There isn’t much of a status to report re Rust integration. What would be needed for this is some kind of FFI convention or ABI that different Wasm compilers agree upon and support. But that would require an effort in the wider Wasm eco system, not something we can achieve on our own.

What comes closest is the official proposal for a language-independent component model for Wasm. That’s still work in progress, but once finished, it would bring us about 80% of the way to support at least some form of multi-language linking on the IC.

1 Like

@piens - If you can summarize all of your findings into a markdown file and submit it in a pull request to icdevs/regex.mo · GitHub I’ll get it up for review. Thanks for taking a look at this! I think you’ve highlighted the needs and that a simple RegEx motoko package is warranted. I’ll suggest it in the next round of Bounties and give you first right of refusal on the job if you are interested.

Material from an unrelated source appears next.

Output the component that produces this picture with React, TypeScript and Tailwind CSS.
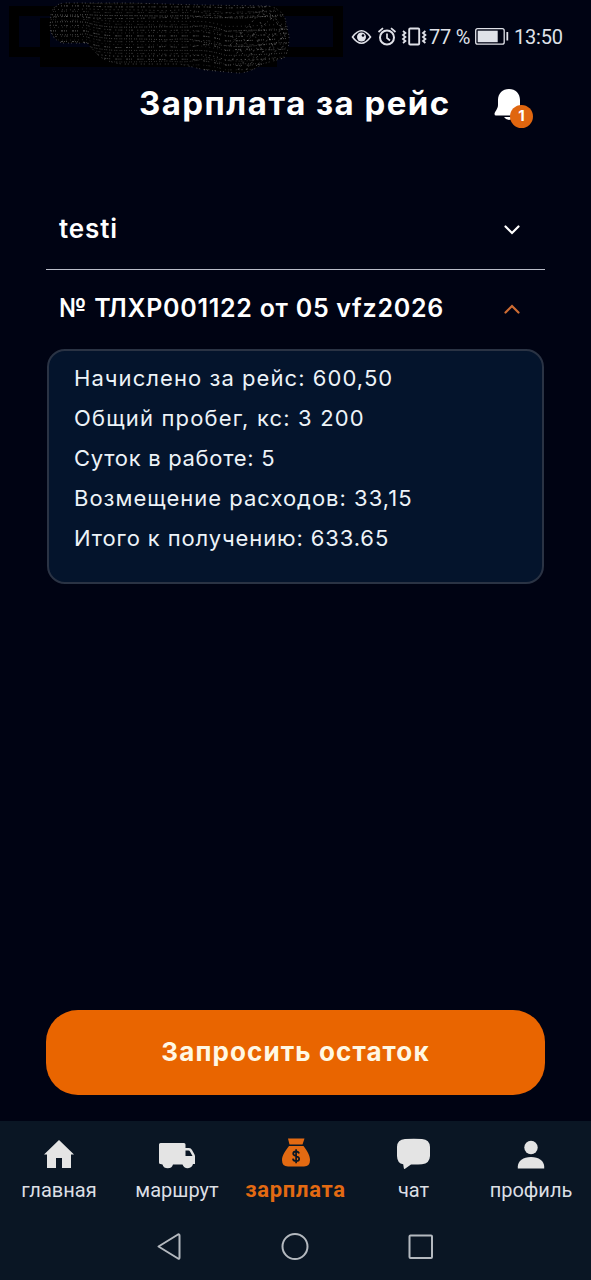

Hey, I’ve done some more research this past week (including a peek at ocamllex and the motoko compiler)
which I wanted to report back on but haven’t been able to due to some ugly hardware failure. I’m back online now and writing it down in a markdown doc sounds perfect.

It seems that I can neither clone nor PR an empty repo. You should commit a dummy README or anything to make it non-empty.

Added a readme…more body for char check

It’s up! Let me know what you think. I put it together one by one so a more general outlook and revision might be needed.

I didn’t ping you so you might not have seen this.
(Also, take a peek at the png bounty if you can!)